In O'Dee v. McCrate, 7 Maine, 467, it was held that this process was in the nature of a bill in equity for a discovery, and can result only in the discovery of facts, to serve as the basis of ulterior proceedings. But if such be the nature and result, the process and proceedings have been otherwise in practice. A bill for a discovery must contain specific allegations, and is usually accompanied with interrogatories, which are to be met and answered by the respondent in writing, whereas, in this process, there is a general allegation of embezzlement, and the respondents, in the' usual form, are cited to appear, and to submit themselves on oath to an examination in relation to the subject matter of the complaint. In such case, the respondents appear before the Probate Judge in the character of deponents to give their depositions, or witnesses, upon the stand to testify. And when before even magistrates, as deponents or witnesses, their refusal to answer might be treated as a contempt, and punished as prescribed in § 57, certainly not less rigorously. And shall the Judge of Probate be more limited in his judicial functions than an ordinary justice of the peace ?

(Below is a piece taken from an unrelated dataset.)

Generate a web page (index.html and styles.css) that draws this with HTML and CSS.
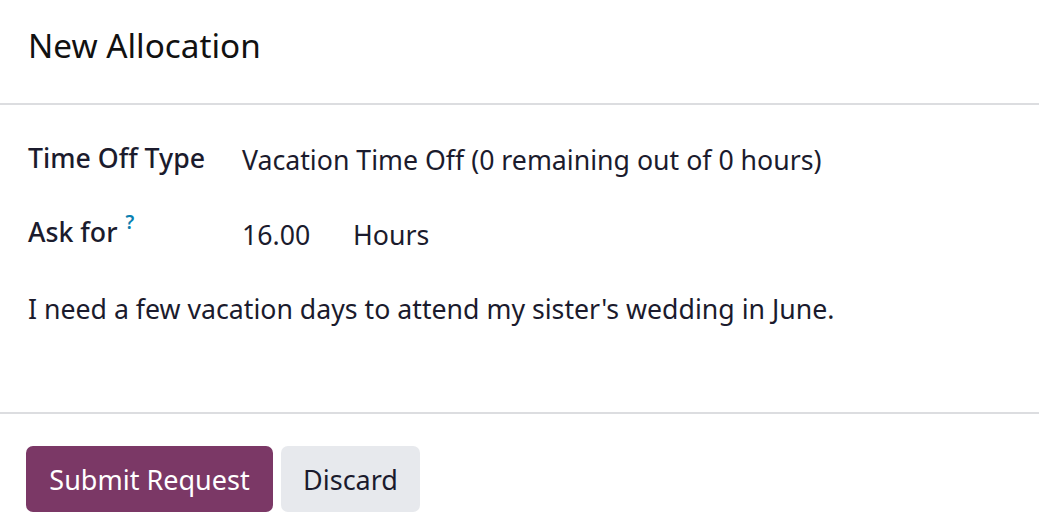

The disclosure of the respondents, when made, can only be considered in the nature of a deposition, which, as a party defendant in a suit pending, under the present law, they might be required to give, even before any magistrate in the county. If questions are improperly asked, they must be answered as the justice or presiding Judge in his discretion shall dictate, subject, however, to be excluded, whenever such testimony. shall be offered in any legal proceeding. By such a course, the law is magnified and rendered efficient and effectual, and the just and lawful rights of all parties fully protected.

For the foregoing reasons, this appeal is dismissed, as being improperly before us, and the case remitted to the Probate Court for further proceedings.

Tenney, C. J., and Rice, Appleton, May, and Kent, JJ., concurred.